Start

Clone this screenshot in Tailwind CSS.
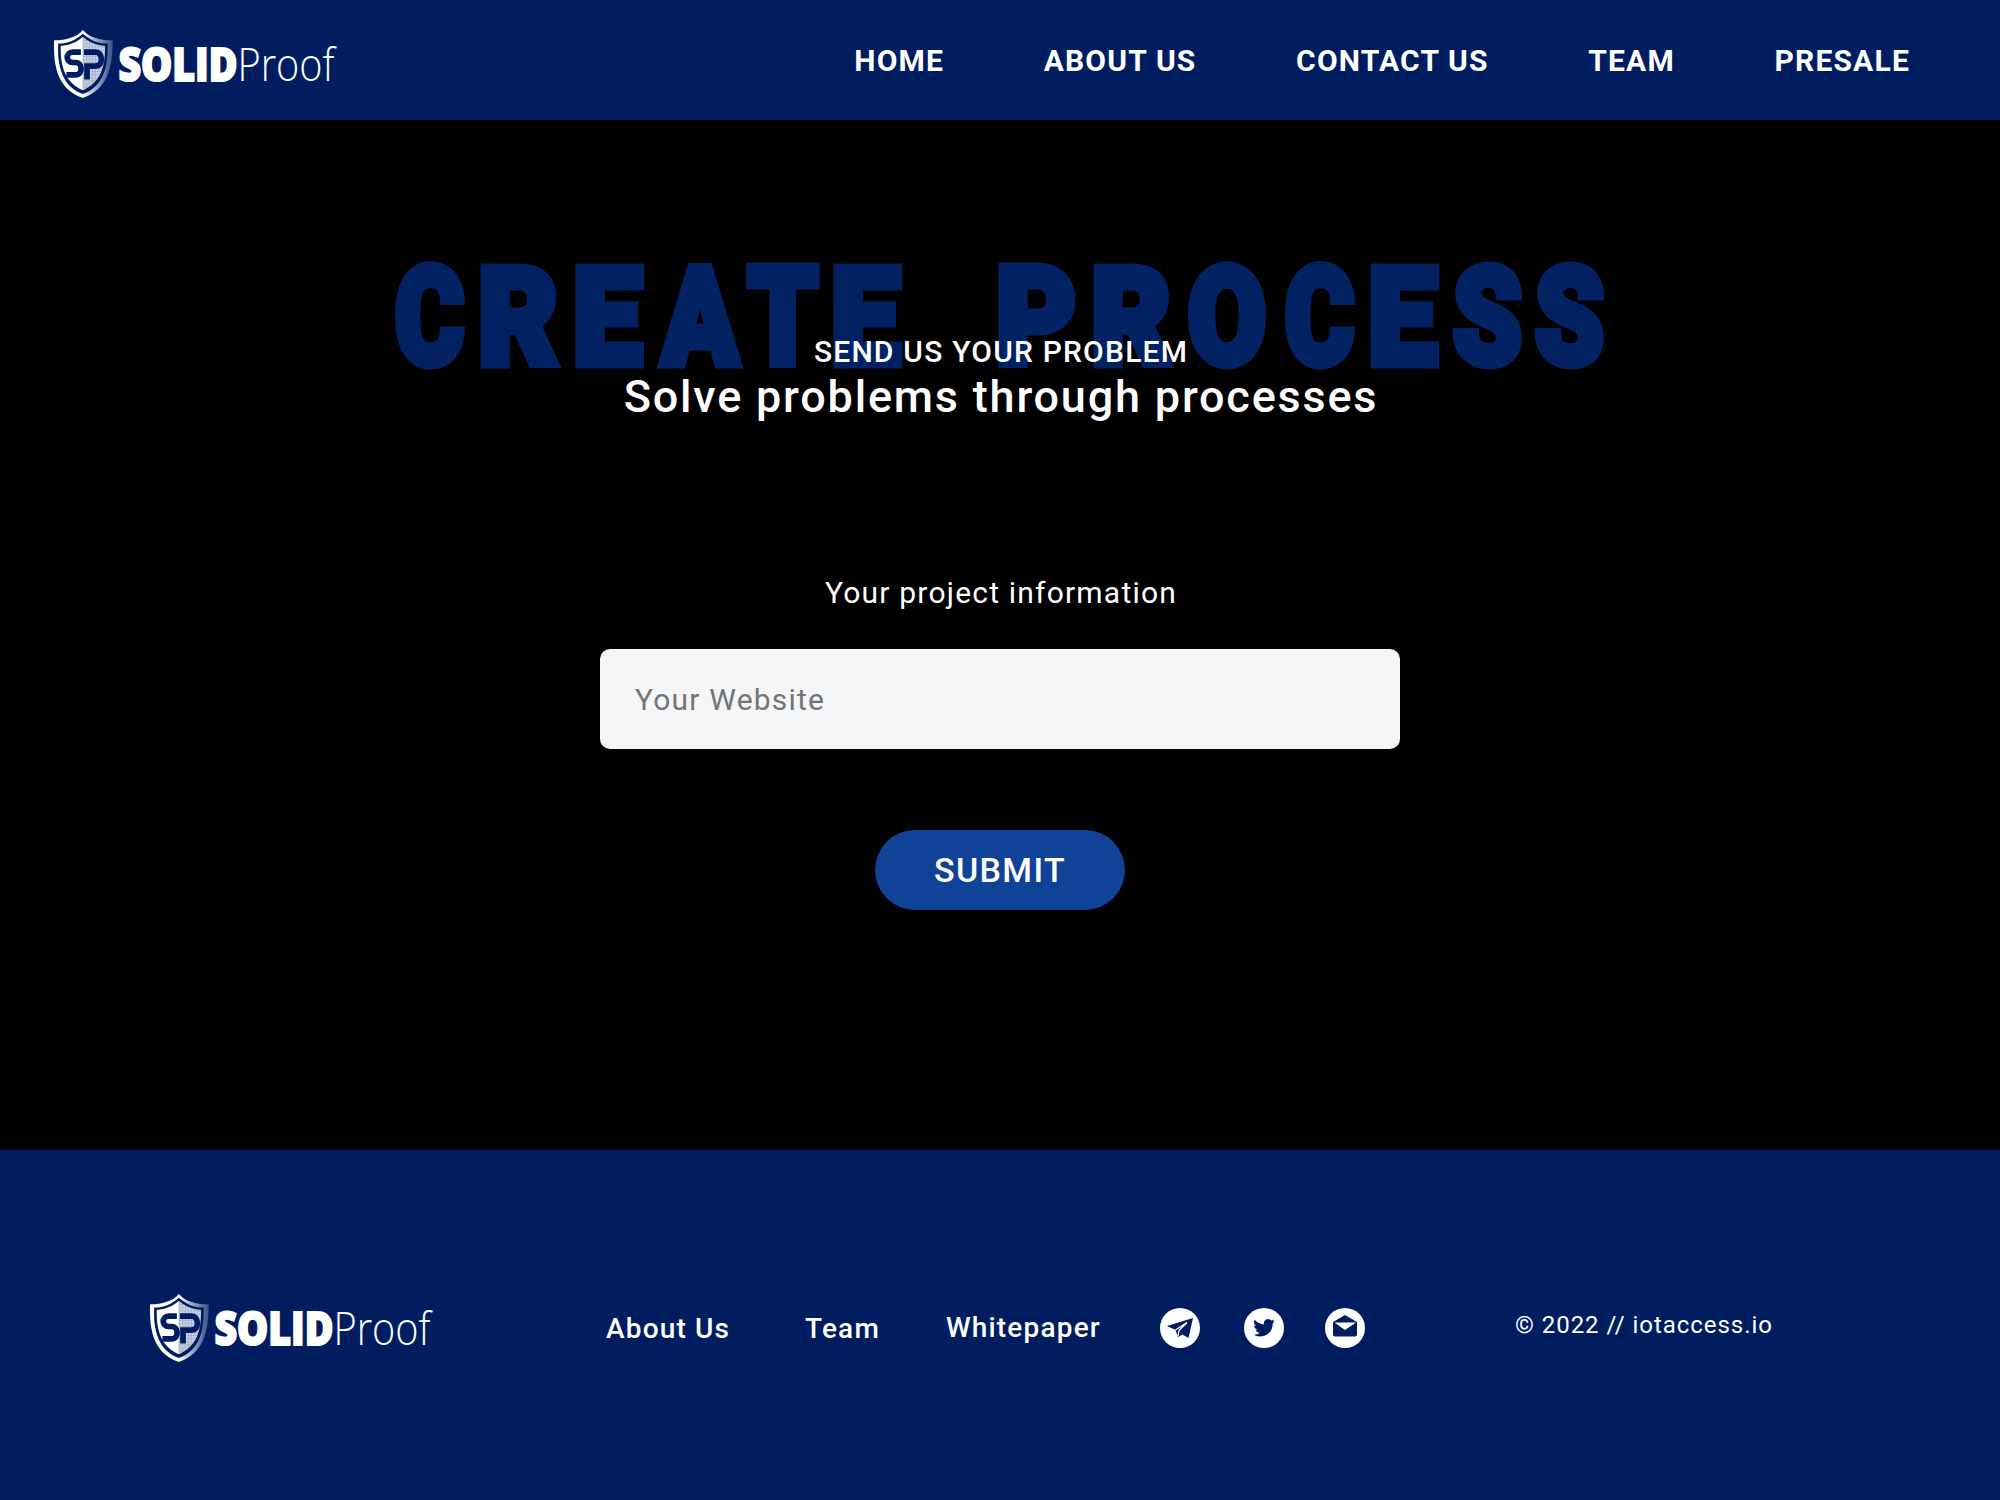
<!DOCTYPE html>
<html lang="en">
<head>
<meta charset="utf-8">
<title>Create Process</title>
<script src="https://cdn.jsdelivr.net/npm/@tailwindcss/browser@4"></script>
</head>
<body class="flex h-[1500px] w-[2000px] flex-col overflow-hidden bg-black font-['Roboto',sans-serif] text-white">
<svg class="absolute h-0 w-0">
  <defs>
    <linearGradient id="rim" x1="0" x2="1" y1="0" y2="0">
      <stop offset="0.5" stop-color="#fff"/><stop offset="0.65" stop-color="#b4bdd6"/><stop offset="1" stop-color="#3a5088"/>
    </linearGradient>
    <pattern id="mesh" width="3" height="3" patternUnits="userSpaceOnUse">
      <rect width="3" height="3" fill="#c9d0e2"/><path d="M0 0H3M0 0V3" stroke="#98a5c6" stroke-width="1"/>
    </pattern>
    <symbol id="logo" viewBox="0 0 290 76">
      <g transform="scale(1.03)">
      <path d="M30 2C24 9 14 12 2 12C1 38 6 60 30 68C54 60 59 38 59 12C46 12 36 9 30 2Z" fill="url(#rim)"/>
      <path d="M30 5.500C23 12 15 15 6 15C5 37 10 57 30 64C50 57 55 37 54 15C45 15 37 12 30 5.500Z" fill="#001d60"/>
      <path d="M30 8.500C24 14 17 16.500 8.500 17.500C8 38 13 53 30 60.500Z" fill="#fff"/>
      <path d="M30 8.500C36 14 43 16.500 51.500 17.500C52 38 47 53 30 60.500Z" fill="url(#mesh)"/>
      <path d="M28 23.500H20C13 23.500 13 33.500 20 33.500H23C30 33.500 30 45.500 23 45.500H14" fill="none" stroke="#001d60" stroke-width="5.500"/>
      <path d="M34 50V37H42C50 37 50 23.500 42 23.500H31" fill="none" stroke="#001d60" stroke-width="5.500"/>
      </g>
      <text y="53" fill="#fff" font-family="Open Sans, sans-serif" font-size="46.500"><tspan x="66.500" font-weight="800" stroke="#fff" stroke-width="2" textLength="119" lengthAdjust="spacingAndGlyphs">SOLID</tspan><tspan x="185.500" font-weight="300" textLength="97" lengthAdjust="spacingAndGlyphs">Proof</tspan></text>
    </symbol>
  </defs>
</svg>

<header class="flex h-[120px] shrink-0 items-start justify-between bg-[#001d60] pr-[90px] pl-[52px]">
  <svg class="mt-[28px] h-[76px] w-[290px]"><use href="#logo"/></svg>
  <nav class="flex gap-[99.5px] text-[30px] leading-[121px] font-bold tracking-[0.04em]">
    <a>HOME</a><a>ABOUT US</a><a>CONTACT US</a><a>TEAM</a><a>PRESALE</a>
  </nav>
</header>

<main class="flex h-[1030px] shrink-0 flex-col items-center">
  <div class="relative mt-[133px] h-[179px] w-full text-center">
    <svg class="absolute top-0 left-0 h-[130px] w-[2000px] overflow-visible" viewBox="0 0 2000 130">
      <text y="110.500" font-family="Roboto, sans-serif" font-weight="900" font-size="135" fill="#022263" stroke="#022263" stroke-width="9"><tspan x="395" textLength="69" lengthAdjust="spacingAndGlyphs">C</tspan><tspan x="478" textLength="80" lengthAdjust="spacingAndGlyphs">R</tspan><tspan x="573" textLength="69" lengthAdjust="spacingAndGlyphs">E</tspan><tspan x="662" textLength="76" lengthAdjust="spacingAndGlyphs">A</tspan><tspan x="748" textLength="70" lengthAdjust="spacingAndGlyphs">T</tspan><tspan x="831" textLength="69" lengthAdjust="spacingAndGlyphs">E</tspan> <tspan x="996" textLength="80" lengthAdjust="spacingAndGlyphs">P</tspan><tspan x="1091" textLength="80" lengthAdjust="spacingAndGlyphs">R</tspan><tspan x="1188" textLength="78" lengthAdjust="spacingAndGlyphs">O</tspan><tspan x="1285" textLength="69" lengthAdjust="spacingAndGlyphs">C</tspan><tspan x="1368" textLength="69" lengthAdjust="spacingAndGlyphs">E</tspan><tspan x="1453" textLength="69" lengthAdjust="spacingAndGlyphs">S</tspan><tspan x="1535" textLength="69" lengthAdjust="spacingAndGlyphs">S</tspan></text>
    </svg>
    <h2 class="relative mt-[81px] pl-[2px] text-[30px] leading-[36px] font-medium tracking-[0.04em]">SEND US YOUR PROBLEM</h2>
    <h1 class="relative pl-[2px] text-[45px] leading-[54px] font-medium tracking-[0.04em]">Solve problems through processes</h1>
  </div>
  <label class="mt-[143px] pl-[2px] text-[30px] leading-[36px] tracking-[0.04em]">Your project information</label>
  <input class="mt-[38px] h-[100px] w-[800px] rounded-[10px] bg-[#f5f6f8] px-[35px] text-[30px] tracking-[0.04em] placeholder:text-[#757575]" placeholder="Your Website">
  <button class="mt-[81px] h-[80px] w-[250px] rounded-full bg-[#104298] text-[34px] font-medium tracking-[0.04em]">SUBMIT</button>
</main>

<footer class="flex h-[350px] shrink-0 items-start bg-[#001d60]">
  <svg class="mt-[142px] ml-[148px] h-[76px] w-[290px]"><use href="#logo"/></svg>
  <nav class="mt-[162px] ml-[168px] flex text-[28px] leading-[34px] font-medium tracking-[0.042em]">
    <a class="w-[199px]">About Us</a><a class="w-[141px]">Team</a><a class="-mt-px w-[214px]">Whitepaper</a>
  </nav>
  <div class="mt-[158px] flex">
    <svg class="h-10 w-10" viewBox="0 0 40 40"><circle cx="20" cy="20" r="20" fill="#fff"/><path d="M7 18L33 10L28.500 30L22.500 26.500L18 29L15.500 22Z" fill="#001d60"/><path d="M15.500 22L27 14.500L19 22.500L18 28" fill="none" stroke="#fff" stroke-width="1.300"/></svg>
    <svg class="ml-11 h-10 w-10" viewBox="0 0 40 40"><circle cx="20" cy="20" r="20" fill="#fff"/><path transform="translate(9.300 9) scale(.9)" d="M23.950 4.570a10 10 0 0 1-2.820.77 4.960 4.960 0 0 0 2.160-2.720 9.900 9.900 0 0 1-3.120 1.190 4.920 4.920 0 0 0-8.380 4.480A13.930 13.930 0 0 1 1.640 3.160a4.920 4.920 0 0 0 1.520 6.570 4.900 4.900 0 0 1-2.230-.61v.06a4.920 4.920 0 0 0 3.950 4.830 5 5 0 0 1-2.210.08 4.940 4.940 0 0 0 4.600 3.420A9.870 9.870 0 0 1 0 19.540a13.990 13.990 0 0 0 7.550 2.210c9.050 0 14-7.500 14-13.980v-.63a9.900 9.900 0 0 0 2.400-2.570Z" fill="#001d60"/></svg>
    <svg class="ml-[41px] h-10 w-10" viewBox="0 0 40 40"><circle cx="20" cy="20" r="20" fill="#fff"/><path d="M8 14L20 7L32 14V26.500Q32 28.500 30 28.500H10Q8 28.500 8 26.500Z" fill="#001d60"/><path d="M9.500 14.500H31L20 22Z" fill="#fff"/></svg>
  </div>
  <p class="mt-[161px] ml-[150px] text-[24px] leading-[29px] tracking-[0.04em]">© 2022 // iotaccess.io</p>
</footer>
</body>
</html>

End

__YOUR TASK__:
Write the full listing out again with every line unchanged, but include no pictures.

__SOLUTION FOR THIS PROBLEM__:
Clone this screenshot in Tailwind CSS.
<!DOCTYPE html>
<html lang="en">
<head>
<meta charset="utf-8">
<title>Create Process</title>
<script src="https://cdn.jsdelivr.net/npm/@tailwindcss/browser@4"></script>
</head>
<body class="flex h-[1500px] w-[2000px] flex-col overflow-hidden bg-black font-['Roboto',sans-serif] text-white">
<svg class="absolute h-0 w-0">
  <defs>
    <linearGradient id="rim" x1="0" x2="1" y1="0" y2="0">
      <stop offset="0.5" stop-color="#fff"/><stop offset="0.65" stop-color="#b4bdd6"/><stop offset="1" stop-color="#3a5088"/>
    </linearGradient>
    <pattern id="mesh" width="3" height="3" patternUnits="userSpaceOnUse">
      <rect width="3" height="3" fill="#c9d0e2"/><path d="M0 0H3M0 0V3" stroke="#98a5c6" stroke-width="1"/>
    </pattern>
    <symbol id="logo" viewBox="0 0 290 76">
      <g transform="scale(1.03)">
      <path d="M30 2C24 9 14 12 2 12C1 38 6 60 30 68C54 60 59 38 59 12C46 12 36 9 30 2Z" fill="url(#rim)"/>
      <path d="M30 5.500C23 12 15 15 6 15C5 37 10 57 30 64C50 57 55 37 54 15C45 15 37 12 30 5.500Z" fill="#001d60"/>
      <path d="M30 8.500C24 14 17 16.500 8.500 17.500C8 38 13 53 30 60.500Z" fill="#fff"/>
      <path d="M30 8.500C36 14 43 16.500 51.500 17.500C52 38 47 53 30 60.500Z" fill="url(#mesh)"/>
      <path d="M28 23.500H20C13 23.500 13 33.500 20 33.500H23C30 33.500 30 45.500 23 45.500H14" fill="none" stroke="#001d60" stroke-width="5.500"/>
      <path d="M34 50V37H42C50 37 50 23.500 42 23.500H31" fill="none" stroke="#001d60" stroke-width="5.500"/>
      </g>
      <text y="53" fill="#fff" font-family="Open Sans, sans-serif" font-size="46.500"><tspan x="66.500" font-weight="800" stroke="#fff" stroke-width="2" textLength="119" lengthAdjust="spacingAndGlyphs">SOLID</tspan><tspan x="185.500" font-weight="300" textLength="97" lengthAdjust="spacingAndGlyphs">Proof</tspan></text>
    </symbol>
  </defs>
</svg>

<header class="flex h-[120px] shrink-0 items-start justify-between bg-[#001d60] pr-[90px] pl-[52px]">
  <svg class="mt-[28px] h-[76px] w-[290px]"><use href="#logo"/></svg>
  <nav class="flex gap-[99.5px] text-[30px] leading-[121px] font-bold tracking-[0.04em]">
    <a>HOME</a><a>ABOUT US</a><a>CONTACT US</a><a>TEAM</a><a>PRESALE</a>
  </nav>
</header>

<main class="flex h-[1030px] shrink-0 flex-col items-center">
  <div class="relative mt-[133px] h-[179px] w-full text-center">
    <svg class="absolute top-0 left-0 h-[130px] w-[2000px] overflow-visible" viewBox="0 0 2000 130">
      <text y="110.500" font-family="Roboto, sans-serif" font-weight="900" font-size="135" fill="#022263" stroke="#022263" stroke-width="9"><tspan x="395" textLength="69" lengthAdjust="spacingAndGlyphs">C</tspan><tspan x="478" textLength="80" lengthAdjust="spacingAndGlyphs">R</tspan><tspan x="573" textLength="69" lengthAdjust="spacingAndGlyphs">E</tspan><tspan x="662" textLength="76" lengthAdjust="spacingAndGlyphs">A</tspan><tspan x="748" textLength="70" lengthAdjust="spacingAndGlyphs">T</tspan><tspan x="831" textLength="69" lengthAdjust="spacingAndGlyphs">E</tspan> <tspan x="996" textLength="80" lengthAdjust="spacingAndGlyphs">P</tspan><tspan x="1091" textLength="80" lengthAdjust="spacingAndGlyphs">R</tspan><tspan x="1188" textLength="78" lengthAdjust="spacingAndGlyphs">O</tspan><tspan x="1285" textLength="69" lengthAdjust="spacingAndGlyphs">C</tspan><tspan x="1368" textLength="69" lengthAdjust="spacingAndGlyphs">E</tspan><tspan x="1453" textLength="69" lengthAdjust="spacingAndGlyphs">S</tspan><tspan x="1535" textLength="69" lengthAdjust="spacingAndGlyphs">S</tspan></text>
    </svg>
    <h2 class="relative mt-[81px] pl-[2px] text-[30px] leading-[36px] font-medium tracking-[0.04em]">SEND US YOUR PROBLEM</h2>
    <h1 class="relative pl-[2px] text-[45px] leading-[54px] font-medium tracking-[0.04em]">Solve problems through processes</h1>
  </div>
  <label class="mt-[143px] pl-[2px] text-[30px] leading-[36px] tracking-[0.04em]">Your project information</label>
  <input class="mt-[38px] h-[100px] w-[800px] rounded-[10px] bg-[#f5f6f8] px-[35px] text-[30px] tracking-[0.04em] placeholder:text-[#757575]" placeholder="Your Website">
  <button class="mt-[81px] h-[80px] w-[250px] rounded-full bg-[#104298] text-[34px] font-medium tracking-[0.04em]">SUBMIT</button>
</main>

<footer class="flex h-[350px] shrink-0 items-start bg-[#001d60]">
  <svg class="mt-[142px] ml-[148px] h-[76px] w-[290px]"><use href="#logo"/></svg>
  <nav class="mt-[162px] ml-[168px] flex text-[28px] leading-[34px] font-medium tracking-[0.042em]">
    <a class="w-[199px]">About Us</a><a class="w-[141px]">Team</a><a class="-mt-px w-[214px]">Whitepaper</a>
  </nav>
  <div class="mt-[158px] flex">
    <svg class="h-10 w-10" viewBox="0 0 40 40"><circle cx="20" cy="20" r="20" fill="#fff"/><path d="M7 18L33 10L28.500 30L22.500 26.500L18 29L15.500 22Z" fill="#001d60"/><path d="M15.500 22L27 14.500L19 22.500L18 28" fill="none" stroke="#fff" stroke-width="1.300"/></svg>
    <svg class="ml-11 h-10 w-10" viewBox="0 0 40 40"><circle cx="20" cy="20" r="20" fill="#fff"/><path transform="translate(9.300 9) scale(.9)" d="M23.950 4.570a10 10 0 0 1-2.820.77 4.960 4.960 0 0 0 2.160-2.720 9.900 9.900 0 0 1-3.120 1.190 4.920 4.920 0 0 0-8.380 4.480A13.930 13.930 0 0 1 1.640 3.160a4.920 4.920 0 0 0 1.520 6.570 4.900 4.900 0 0 1-2.230-.61v.06a4.920 4.920 0 0 0 3.950 4.830 5 5 0 0 1-2.210.08 4.940 4.940 0 0 0 4.600 3.420A9.870 9.870 0 0 1 0 19.540a13.990 13.990 0 0 0 7.550 2.210c9.050 0 14-7.500 14-13.980v-.63a9.900 9.900 0 0 0 2.400-2.570Z" fill="#001d60"/></svg>
    <svg class="ml-[41px] h-10 w-10" viewBox="0 0 40 40"><circle cx="20" cy="20" r="20" fill="#fff"/><path d="M8 14L20 7L32 14V26.500Q32 28.500 30 28.500H10Q8 28.500 8 26.500Z" fill="#001d60"/><path d="M9.500 14.500H31L20 22Z" fill="#fff"/></svg>
  </div>
  <p class="mt-[161px] ml-[150px] text-[24px] leading-[29px] tracking-[0.04em]">© 2022 // iotaccess.io</p>
</footer>
</body>
</html>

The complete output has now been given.